The study of food is intrinsically bound to the study of the human race. Culinary Historians of New York (CHNY) was founded in 1985 to stimulate and share knowledge of the ways food has affected humans (and humans, food) since earliest times.
Members of CHNY include chefs, cooking teachers, historians, anthropologists, food writers, food editors, food stylists, researchers, librarians, caterers, collectors, and nutritionists. Lots of people who simply enjoy learning about, cooking and eating good food are also enthusiastic contributors.

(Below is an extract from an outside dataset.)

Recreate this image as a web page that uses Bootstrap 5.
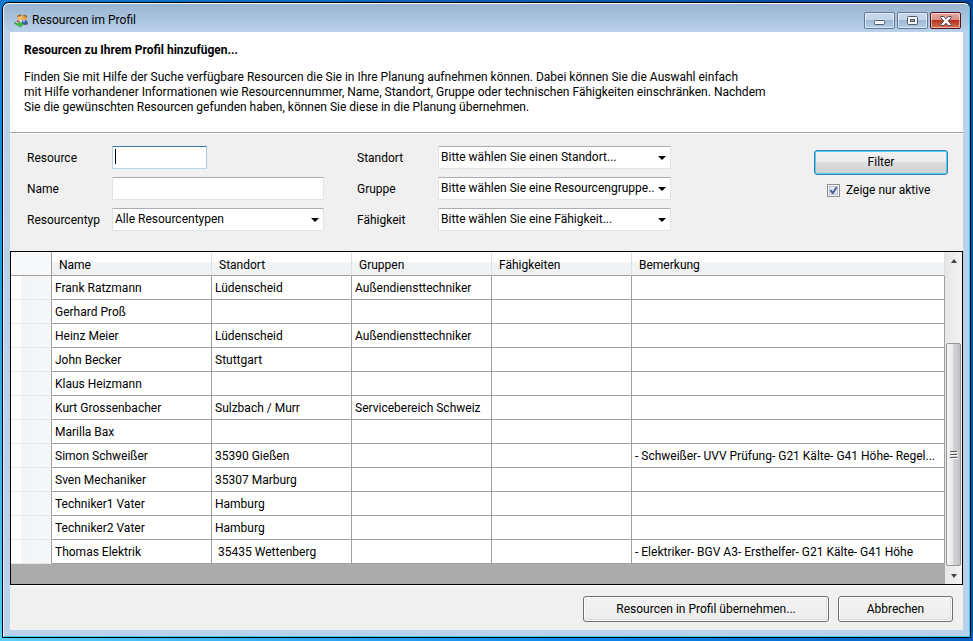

Intellectual curiosity is the common denominator, but many members also share special interests ranging from edible wild plants, climatic influences, food advertising, kitchen technology, beer brewing, heirloom vegetables, menu collecting, food safety, bread baking, and restaurant trends to Medieval, Chinese, African, Dutch colonial, Russian, Italian, American Indian, Latin American, Mexican, Portuguese, and Sephardic cuisines.
At monthly meetings, workshops and field trips, CHNY members explore the historic, esoteric, and entertaining byways of food. These events are led by noted authors, anthropologists, and food and wine experts, many of them CHNY members, who illuminate the role of food in the distant and recent past as well as the present. The events are as lively as they are scholarly, often accompanied by tastings, and always informal.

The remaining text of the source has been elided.